Dilma, em especial, espera não ter de entrar nessa questão com a colega argentina. Ainda em 2010, tão logo fora eleita, a presidente brasileira escolheu Buenos Aires como destino de sua primeira viagem internacional, num claro sinal de que queria manter azeitados os canais de diálogo com o país vizinho. No encontro de janeiro, tanto Dilma quanto a presidente argentina, Cristina Kirchner, ressaltaram a importância da união dos dois países para o desenvolvimento econômico da América Latina. Desde então, no entanto, as relações comerciais entre o Brasil e a Argentina só se deterioraram. Em fevereiro, a Casa Rosada surpreendeu negativamente o Palácio do Planalto e o Itamaraty ao anunciar medidas criando embaraços à importação de produtos brasileiros, como a que aumentou de 400 para 600 o número de itens importados incluídos em um sistema de licenças não automáticas. A medida foi encarada como uma traição pelo governo brasileiro, que registrou um superávit comercial com a Argentina, em 2010, de quase US$ 4 bilhões. Na quinta-feira 12, o Brasil devolveu na mesma moeda. Em resposta ao protecionismo argentino, o Ministério do Desenvolvimento, Indústria e Comércio Exterior decidiu incluir automóveis entre os itens que necessitam de licença prévia de importação, eliminando a liberação automática. Embora a salvaguarda seja para todos os países, o alvo foi a Argentina, que ficou prejudicada em um setor considerado fundamental para a economia do seu país, o automobilístico.

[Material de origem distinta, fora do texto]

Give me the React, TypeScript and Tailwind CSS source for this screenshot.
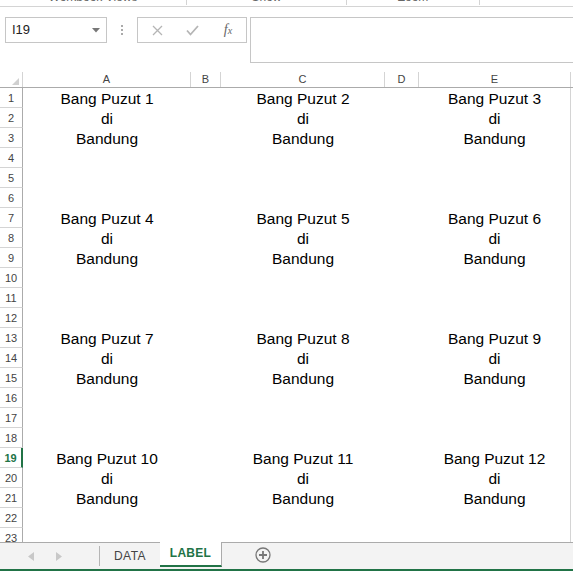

Com a dura resposta dada pelo governo Dilma, os argentinos terão mais dificuldades em vender ao mercado brasileiro algo em torno de US$ 5,2 bilhões ao ano. De outro lado, hoje, quase um quarto das exportações brasileiras à Argentina enfrentam algum tipo de barreira, que afetam principalmente exportadores de alimentos, pneus, baterias, eletrodomésticos e calçados, entre outros. De acordo com a Associação Brasileira das Indústrias de Calçados (Abicalçados), até este mês, está pendente a liberação de nada menos do que 884.770 pares de sapatos fabricados no Brasil. Pelo histórico e pela interdependência econômica entre os dois países, essa parece ser uma briga em que o volume dos latidos será bem mais intenso do que a força das mordidas.